Il est admis aujourd'hui d'une façon générale que l'ouverture du commerce joue un rôle vital dans la croissance et le développement. Cela ressort clairement du rapport établi par le Secrétaire général de l'Organisation des Nations Unies pour la présente session du Conseil économique et social. L'ouverture des échanges commerciaux et l'établissement de règles sont en fait les objectifs principaux de l'OMC. Mais à l'heure actuelle quelques-unes des règles de fond de l'OMC perpétuent bel et bien une certaine partialité à l'encontre des pays en développement. Tel est le cas, par exemple, des règles applicables aux subventions agricoles, qui autorisent des subventions qui faussent les échanges et ont tendance à favoriser les pays développés.

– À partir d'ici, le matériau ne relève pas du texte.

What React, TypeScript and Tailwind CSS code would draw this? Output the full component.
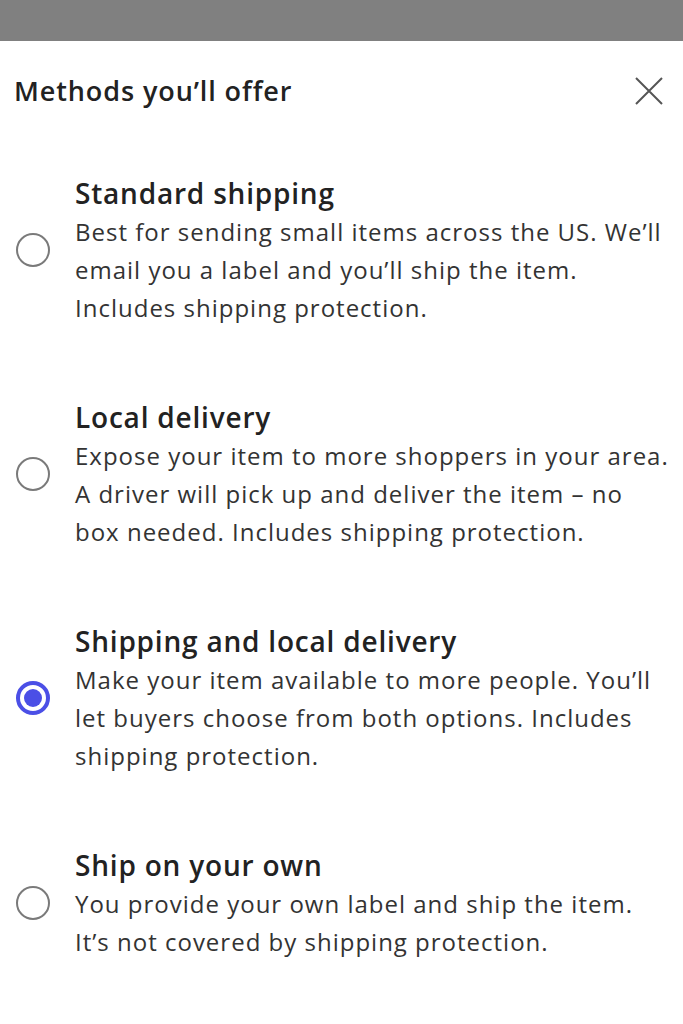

Cela est également vrai lorsqu'on regarde les droits de douane élevés que de nombreux pays développés appliquent aux importations de produits agricoles et industriels, notamment en provenance des pays en développement. J'ai souvent dit que bien que la décolonisation politique ait eu lieu il y a plus de 50 ans, la décolonisation économique reste encore inachevée. Un objectif fondamental du Programme de Doha pour le développement est donc de remédier aux déséquilibres qui subsistent dans le système commercial multilatéral et d'assurer aux pays en développement un meilleur accès aux marchés.

Mais si le commerce est un ingrédient essentiel, nous savons aussi que la libéralisation n'est pas forcément la panacée pour relever tous les défis du développement. Elle n'est pas non plus toujours facile à accomplir et n'est efficace que si elle s'inscrit dans un contexte économique, social et politique favorable.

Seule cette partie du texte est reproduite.